The painting is a poignant and deeply moving picture of young soldiers at rest and play before a battle that would claim the lives of thousands of men. Sir Herbert was a Scottish painter, and as the gallery holds a Scottish collection, Scottish poet John Glenday was the perfect choice to write the piece.
Would you believe it, there’s a bloke out there singing
‘When You Come to the End of a Perfect Day’.
His audience, a sixty-pounder crew, stand round bleeding
from the ears. The Boche are all but finished, apparently -
I heard they’re packing old clock parts into trench mortars
now, for want of iron scrap. Some wag quips that next time he’s
sentry and hears the plop of a minnenwerfer tumbling over,
he’ll not blow the alarm, he’ll shout: ‘Time, gentlemen, please…’
We laugh and for one heartbeat forget to be afraid. Bravery
and cowardice are just two workings of the same fear
moving us in different ways. The 8th East Surreys
have been given footballs to kick and follow at Zero Hour;
it’s to persuade them from the trenches lest their nerve fail
as they advance on Montaubon. I’ve watched men
hitch up their collars and trudge forward as if shrapnel
and lead were no worse than a shower of winter rain.

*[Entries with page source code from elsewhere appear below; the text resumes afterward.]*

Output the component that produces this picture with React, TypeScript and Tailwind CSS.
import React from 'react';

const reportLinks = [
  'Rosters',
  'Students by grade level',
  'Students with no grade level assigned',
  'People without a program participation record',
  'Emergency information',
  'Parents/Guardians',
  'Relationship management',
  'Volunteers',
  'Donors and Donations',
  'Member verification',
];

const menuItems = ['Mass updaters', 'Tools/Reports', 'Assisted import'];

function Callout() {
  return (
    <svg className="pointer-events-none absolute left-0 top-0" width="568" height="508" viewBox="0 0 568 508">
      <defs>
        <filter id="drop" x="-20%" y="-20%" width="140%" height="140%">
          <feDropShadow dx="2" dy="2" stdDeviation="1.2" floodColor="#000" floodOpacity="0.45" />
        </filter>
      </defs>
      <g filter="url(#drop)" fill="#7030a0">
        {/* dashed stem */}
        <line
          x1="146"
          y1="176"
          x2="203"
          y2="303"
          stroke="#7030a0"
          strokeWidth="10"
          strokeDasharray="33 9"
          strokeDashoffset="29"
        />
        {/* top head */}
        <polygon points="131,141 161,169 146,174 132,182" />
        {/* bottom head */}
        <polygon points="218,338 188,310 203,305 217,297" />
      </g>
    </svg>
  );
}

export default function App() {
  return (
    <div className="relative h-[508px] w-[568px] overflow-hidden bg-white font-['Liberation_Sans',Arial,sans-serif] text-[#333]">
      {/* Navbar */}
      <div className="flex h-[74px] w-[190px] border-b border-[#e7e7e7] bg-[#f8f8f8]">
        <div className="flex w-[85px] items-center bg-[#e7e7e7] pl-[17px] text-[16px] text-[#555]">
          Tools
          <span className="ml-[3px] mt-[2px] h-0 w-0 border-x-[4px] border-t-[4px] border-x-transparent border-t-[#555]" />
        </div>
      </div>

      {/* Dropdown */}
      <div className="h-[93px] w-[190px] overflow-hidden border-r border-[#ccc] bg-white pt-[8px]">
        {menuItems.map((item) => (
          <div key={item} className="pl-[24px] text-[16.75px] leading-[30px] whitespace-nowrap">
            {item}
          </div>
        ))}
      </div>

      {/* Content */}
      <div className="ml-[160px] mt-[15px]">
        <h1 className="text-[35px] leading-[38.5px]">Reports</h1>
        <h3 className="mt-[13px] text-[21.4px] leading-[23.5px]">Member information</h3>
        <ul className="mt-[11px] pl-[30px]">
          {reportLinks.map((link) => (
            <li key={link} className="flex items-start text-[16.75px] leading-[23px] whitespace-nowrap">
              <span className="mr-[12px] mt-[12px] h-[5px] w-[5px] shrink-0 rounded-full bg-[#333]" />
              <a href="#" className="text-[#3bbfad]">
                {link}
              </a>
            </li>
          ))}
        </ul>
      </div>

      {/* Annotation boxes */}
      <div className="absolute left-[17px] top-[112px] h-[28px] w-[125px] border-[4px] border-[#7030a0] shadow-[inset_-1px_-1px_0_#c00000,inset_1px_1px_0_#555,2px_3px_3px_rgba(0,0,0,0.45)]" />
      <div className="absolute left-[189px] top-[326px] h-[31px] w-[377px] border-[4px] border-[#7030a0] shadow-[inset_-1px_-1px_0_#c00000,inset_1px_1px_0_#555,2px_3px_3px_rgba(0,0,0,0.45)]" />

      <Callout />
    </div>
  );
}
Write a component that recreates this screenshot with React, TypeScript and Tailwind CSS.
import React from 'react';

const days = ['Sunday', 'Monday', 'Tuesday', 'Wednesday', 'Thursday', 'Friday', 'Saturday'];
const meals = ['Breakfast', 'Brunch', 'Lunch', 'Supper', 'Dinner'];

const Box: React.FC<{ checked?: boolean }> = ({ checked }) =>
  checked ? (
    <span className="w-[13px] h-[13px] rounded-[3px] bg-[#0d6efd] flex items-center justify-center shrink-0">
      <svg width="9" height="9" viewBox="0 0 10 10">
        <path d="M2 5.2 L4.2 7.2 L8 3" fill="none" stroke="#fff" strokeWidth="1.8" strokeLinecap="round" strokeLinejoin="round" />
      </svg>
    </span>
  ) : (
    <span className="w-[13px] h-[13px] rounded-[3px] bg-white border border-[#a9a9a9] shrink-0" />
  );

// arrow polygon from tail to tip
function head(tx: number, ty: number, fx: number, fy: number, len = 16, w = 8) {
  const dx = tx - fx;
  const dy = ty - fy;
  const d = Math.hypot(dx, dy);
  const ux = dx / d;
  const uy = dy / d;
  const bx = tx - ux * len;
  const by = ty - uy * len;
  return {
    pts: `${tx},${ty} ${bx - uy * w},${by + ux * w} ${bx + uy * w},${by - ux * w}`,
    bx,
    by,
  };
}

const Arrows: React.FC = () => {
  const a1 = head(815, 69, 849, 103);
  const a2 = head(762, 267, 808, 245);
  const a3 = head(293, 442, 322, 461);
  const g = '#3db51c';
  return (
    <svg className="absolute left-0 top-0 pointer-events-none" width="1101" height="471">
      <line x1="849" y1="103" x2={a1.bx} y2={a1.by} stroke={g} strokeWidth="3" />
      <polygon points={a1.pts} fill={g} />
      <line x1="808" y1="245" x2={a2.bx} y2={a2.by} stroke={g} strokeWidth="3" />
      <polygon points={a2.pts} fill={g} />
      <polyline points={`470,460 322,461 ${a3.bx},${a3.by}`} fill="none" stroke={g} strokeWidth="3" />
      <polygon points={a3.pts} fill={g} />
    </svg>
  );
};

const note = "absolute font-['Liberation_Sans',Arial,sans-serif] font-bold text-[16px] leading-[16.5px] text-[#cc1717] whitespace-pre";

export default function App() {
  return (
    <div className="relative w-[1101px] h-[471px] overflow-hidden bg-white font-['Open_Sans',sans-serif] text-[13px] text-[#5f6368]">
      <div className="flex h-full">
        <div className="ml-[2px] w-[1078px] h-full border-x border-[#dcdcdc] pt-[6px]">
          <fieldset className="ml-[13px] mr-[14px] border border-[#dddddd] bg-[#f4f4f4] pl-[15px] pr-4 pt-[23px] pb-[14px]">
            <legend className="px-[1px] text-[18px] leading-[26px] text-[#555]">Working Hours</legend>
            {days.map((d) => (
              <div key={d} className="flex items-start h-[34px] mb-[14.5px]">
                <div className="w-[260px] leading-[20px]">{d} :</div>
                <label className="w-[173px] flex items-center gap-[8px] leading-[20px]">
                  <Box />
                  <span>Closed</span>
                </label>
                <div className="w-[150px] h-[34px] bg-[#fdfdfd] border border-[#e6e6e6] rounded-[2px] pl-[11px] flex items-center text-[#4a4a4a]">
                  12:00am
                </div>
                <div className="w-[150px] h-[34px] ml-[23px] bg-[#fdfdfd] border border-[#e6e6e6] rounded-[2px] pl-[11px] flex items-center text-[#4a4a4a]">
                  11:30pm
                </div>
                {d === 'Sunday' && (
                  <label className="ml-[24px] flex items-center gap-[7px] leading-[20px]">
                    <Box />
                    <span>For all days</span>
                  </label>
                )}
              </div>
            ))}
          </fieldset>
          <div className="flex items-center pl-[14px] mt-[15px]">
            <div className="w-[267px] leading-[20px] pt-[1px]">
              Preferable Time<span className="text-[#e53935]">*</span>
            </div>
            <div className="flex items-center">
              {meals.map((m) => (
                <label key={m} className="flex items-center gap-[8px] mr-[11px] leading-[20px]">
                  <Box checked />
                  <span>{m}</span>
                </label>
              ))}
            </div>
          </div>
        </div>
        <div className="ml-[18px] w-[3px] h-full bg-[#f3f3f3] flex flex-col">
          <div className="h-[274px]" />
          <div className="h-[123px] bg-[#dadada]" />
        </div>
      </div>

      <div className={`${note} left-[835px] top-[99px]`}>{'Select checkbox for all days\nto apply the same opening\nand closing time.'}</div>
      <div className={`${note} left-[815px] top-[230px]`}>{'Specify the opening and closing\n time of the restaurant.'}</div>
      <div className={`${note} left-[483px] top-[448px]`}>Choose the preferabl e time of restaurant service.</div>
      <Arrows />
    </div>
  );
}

This afternoon a few of us went swimming in the mill dam
behind Camp. Just for a while to have no weight, to go drifting
clear of thought and world, was utter bliss. A skylark climbed
high over the torn fields on its impossible thread of song:
“like an unbodied joy.” I don’t know why, but it reminded
me of the day we took over from the French along the Somme;
it was so tranquil, so picturesque, the German trenchworks crowded
with swathes of tiny, brilliant flowers none of us could name.
I believe if the dead come back at all they’ll come back green
to grow from the broken earth and drink the gathered water
and all the things they suffered will mean no more to them
than the setting-in of the ordinary dark, or a change of weather.
The Fleming Collection, widely regarded as the finest collection of Scottish art in private hands, is the only dedicated gallery granting public access to Scottish art all year round. The collection comprises over 750 oils and watercolours from 1770 to the present day including works by Raeburn, Ramsay, Wilkie and two iconic paintings of the Highland Clearances: The Last of the Clan by Thomas Faed and Lochaber No More by John Watson Nicol. Particularly noted for its major paintings by the Scottish Colourists, the collection also holds paintings by the Glasgow Boys as well as seminal works by Anne Redpath and her contemporaries.